▸ **Task description**:
Count every line where "components" shows up, and give that number only.
====
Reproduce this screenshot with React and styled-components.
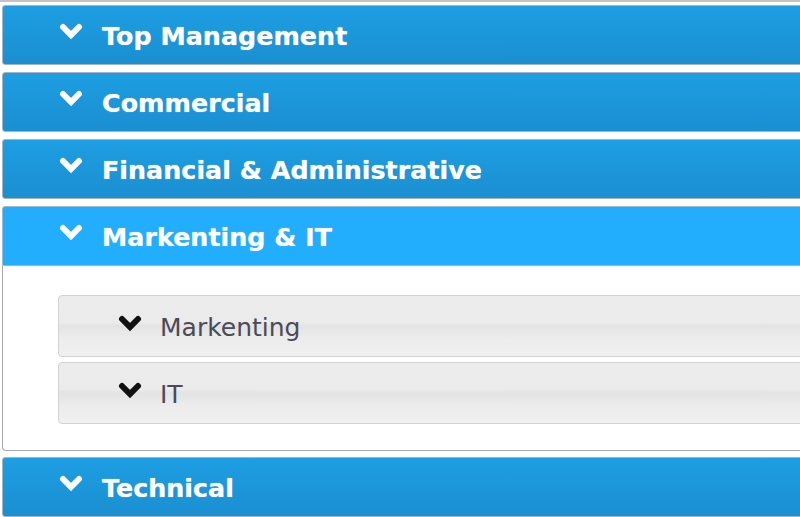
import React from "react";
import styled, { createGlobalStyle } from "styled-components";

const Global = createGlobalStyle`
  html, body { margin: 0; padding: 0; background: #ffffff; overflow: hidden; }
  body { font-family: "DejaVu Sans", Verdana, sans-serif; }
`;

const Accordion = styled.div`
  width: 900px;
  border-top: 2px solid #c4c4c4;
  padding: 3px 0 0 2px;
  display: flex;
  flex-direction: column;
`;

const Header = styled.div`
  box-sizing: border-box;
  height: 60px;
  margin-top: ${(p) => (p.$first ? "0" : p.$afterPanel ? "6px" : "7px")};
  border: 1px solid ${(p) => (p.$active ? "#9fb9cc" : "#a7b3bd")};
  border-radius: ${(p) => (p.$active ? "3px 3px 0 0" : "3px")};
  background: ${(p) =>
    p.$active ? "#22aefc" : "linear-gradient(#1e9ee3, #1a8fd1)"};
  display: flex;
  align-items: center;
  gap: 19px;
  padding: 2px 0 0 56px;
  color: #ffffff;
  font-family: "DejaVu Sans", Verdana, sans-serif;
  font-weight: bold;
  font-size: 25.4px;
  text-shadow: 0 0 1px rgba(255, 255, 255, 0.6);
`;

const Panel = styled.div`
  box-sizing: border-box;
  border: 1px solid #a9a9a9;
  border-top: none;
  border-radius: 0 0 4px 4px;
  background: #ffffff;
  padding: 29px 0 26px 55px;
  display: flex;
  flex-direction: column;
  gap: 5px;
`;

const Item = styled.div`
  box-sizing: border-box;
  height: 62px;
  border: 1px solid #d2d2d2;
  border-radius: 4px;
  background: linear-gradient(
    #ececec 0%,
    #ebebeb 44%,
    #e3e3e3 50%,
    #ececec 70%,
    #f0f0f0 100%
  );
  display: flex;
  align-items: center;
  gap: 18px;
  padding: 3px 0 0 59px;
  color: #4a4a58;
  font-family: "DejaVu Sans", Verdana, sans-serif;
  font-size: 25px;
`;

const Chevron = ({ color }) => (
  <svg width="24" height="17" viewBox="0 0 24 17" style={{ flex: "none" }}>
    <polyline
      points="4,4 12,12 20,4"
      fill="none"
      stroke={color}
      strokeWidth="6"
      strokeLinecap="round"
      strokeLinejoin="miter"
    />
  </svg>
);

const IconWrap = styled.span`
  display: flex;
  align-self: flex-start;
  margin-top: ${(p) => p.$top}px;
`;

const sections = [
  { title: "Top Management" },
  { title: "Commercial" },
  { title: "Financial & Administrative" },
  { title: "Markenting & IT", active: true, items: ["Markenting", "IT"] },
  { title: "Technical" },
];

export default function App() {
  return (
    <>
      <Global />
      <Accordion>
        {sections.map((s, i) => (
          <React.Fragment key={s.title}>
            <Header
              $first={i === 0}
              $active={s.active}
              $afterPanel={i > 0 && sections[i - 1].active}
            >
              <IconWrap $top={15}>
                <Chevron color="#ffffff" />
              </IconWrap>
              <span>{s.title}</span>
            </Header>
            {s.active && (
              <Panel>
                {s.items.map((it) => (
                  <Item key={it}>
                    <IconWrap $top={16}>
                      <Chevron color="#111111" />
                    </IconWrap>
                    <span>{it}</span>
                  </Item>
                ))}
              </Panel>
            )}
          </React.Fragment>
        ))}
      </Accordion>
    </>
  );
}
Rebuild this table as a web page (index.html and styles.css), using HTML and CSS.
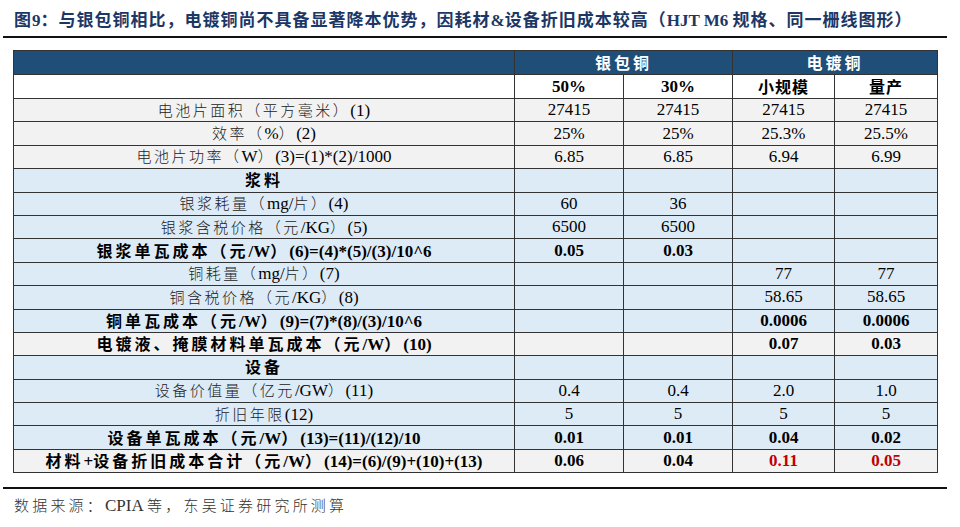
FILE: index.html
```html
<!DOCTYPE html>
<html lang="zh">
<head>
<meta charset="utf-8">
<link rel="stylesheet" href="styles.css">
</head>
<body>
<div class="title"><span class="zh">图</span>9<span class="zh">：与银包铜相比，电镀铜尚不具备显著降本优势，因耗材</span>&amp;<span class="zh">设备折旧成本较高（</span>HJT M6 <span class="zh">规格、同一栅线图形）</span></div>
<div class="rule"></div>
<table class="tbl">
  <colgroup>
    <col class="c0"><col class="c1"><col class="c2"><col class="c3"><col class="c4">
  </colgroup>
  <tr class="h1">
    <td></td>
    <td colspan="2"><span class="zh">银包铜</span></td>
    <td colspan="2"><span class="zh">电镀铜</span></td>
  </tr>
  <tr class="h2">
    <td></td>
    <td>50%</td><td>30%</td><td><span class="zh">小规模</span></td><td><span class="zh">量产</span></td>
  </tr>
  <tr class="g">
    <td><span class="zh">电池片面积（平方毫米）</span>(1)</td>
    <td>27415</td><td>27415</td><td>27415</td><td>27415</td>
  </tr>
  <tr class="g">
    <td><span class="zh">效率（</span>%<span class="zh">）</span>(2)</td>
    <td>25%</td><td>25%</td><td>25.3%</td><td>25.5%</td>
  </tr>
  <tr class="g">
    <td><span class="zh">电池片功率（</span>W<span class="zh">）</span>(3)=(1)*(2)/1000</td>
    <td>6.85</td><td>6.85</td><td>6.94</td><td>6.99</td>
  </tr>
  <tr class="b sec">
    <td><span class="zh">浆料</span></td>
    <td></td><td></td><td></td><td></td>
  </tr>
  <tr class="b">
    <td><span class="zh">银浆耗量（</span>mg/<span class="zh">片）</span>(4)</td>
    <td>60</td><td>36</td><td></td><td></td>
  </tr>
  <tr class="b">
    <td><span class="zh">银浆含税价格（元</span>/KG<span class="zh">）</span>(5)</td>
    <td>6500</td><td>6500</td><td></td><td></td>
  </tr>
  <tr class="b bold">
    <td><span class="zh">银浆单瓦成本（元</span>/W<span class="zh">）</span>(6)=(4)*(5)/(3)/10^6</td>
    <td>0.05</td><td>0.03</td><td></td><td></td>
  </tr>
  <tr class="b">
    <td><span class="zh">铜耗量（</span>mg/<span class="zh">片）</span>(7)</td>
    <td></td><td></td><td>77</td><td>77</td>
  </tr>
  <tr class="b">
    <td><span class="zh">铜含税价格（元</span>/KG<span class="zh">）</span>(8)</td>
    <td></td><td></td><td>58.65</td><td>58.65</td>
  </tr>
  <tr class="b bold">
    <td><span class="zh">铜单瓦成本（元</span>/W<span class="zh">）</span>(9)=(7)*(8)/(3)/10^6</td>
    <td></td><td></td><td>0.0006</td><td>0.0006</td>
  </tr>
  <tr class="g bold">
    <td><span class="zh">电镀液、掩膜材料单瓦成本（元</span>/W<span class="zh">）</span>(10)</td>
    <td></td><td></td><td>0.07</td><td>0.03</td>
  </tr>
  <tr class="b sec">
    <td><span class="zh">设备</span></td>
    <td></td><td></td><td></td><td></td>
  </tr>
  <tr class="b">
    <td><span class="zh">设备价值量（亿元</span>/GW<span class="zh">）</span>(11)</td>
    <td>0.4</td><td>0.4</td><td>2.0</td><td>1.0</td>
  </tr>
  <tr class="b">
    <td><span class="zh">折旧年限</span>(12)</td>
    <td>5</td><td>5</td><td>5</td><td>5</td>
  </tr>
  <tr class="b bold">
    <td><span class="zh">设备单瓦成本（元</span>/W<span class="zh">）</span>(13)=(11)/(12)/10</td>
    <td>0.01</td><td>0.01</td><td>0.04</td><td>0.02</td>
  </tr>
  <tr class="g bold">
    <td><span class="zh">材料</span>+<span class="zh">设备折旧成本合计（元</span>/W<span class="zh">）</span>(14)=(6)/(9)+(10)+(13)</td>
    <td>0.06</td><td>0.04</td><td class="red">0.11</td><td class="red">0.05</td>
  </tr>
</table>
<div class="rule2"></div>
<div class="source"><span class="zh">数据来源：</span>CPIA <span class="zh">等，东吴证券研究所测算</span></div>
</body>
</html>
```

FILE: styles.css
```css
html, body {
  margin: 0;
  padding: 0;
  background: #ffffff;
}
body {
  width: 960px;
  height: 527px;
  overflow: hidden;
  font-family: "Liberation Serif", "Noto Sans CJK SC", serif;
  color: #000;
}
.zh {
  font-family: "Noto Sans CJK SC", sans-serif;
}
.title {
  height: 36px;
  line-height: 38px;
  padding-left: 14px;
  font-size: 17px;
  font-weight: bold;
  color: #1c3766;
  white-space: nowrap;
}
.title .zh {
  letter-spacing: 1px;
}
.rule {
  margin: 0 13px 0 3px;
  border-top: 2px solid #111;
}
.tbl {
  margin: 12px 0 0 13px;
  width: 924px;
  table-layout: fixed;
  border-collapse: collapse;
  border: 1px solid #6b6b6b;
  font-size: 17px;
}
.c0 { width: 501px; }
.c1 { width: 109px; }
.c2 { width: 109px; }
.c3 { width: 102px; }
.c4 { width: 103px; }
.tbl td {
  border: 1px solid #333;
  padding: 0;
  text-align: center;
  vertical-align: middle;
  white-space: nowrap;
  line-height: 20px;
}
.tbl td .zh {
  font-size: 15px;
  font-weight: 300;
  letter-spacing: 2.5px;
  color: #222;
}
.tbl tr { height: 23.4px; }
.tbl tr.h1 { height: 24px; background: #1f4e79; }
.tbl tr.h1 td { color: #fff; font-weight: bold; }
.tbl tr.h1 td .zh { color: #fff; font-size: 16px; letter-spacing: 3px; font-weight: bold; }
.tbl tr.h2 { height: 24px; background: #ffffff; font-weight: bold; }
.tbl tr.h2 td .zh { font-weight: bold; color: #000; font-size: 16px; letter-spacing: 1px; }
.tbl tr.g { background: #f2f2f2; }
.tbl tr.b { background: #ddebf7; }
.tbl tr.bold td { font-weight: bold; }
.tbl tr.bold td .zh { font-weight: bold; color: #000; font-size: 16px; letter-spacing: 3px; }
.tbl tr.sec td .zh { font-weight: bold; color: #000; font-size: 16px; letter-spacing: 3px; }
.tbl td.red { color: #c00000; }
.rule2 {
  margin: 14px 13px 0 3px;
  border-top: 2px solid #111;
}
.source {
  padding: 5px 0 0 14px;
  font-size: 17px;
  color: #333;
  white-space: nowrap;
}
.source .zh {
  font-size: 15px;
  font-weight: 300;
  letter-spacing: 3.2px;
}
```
====
▸ **Exercise answer**:
2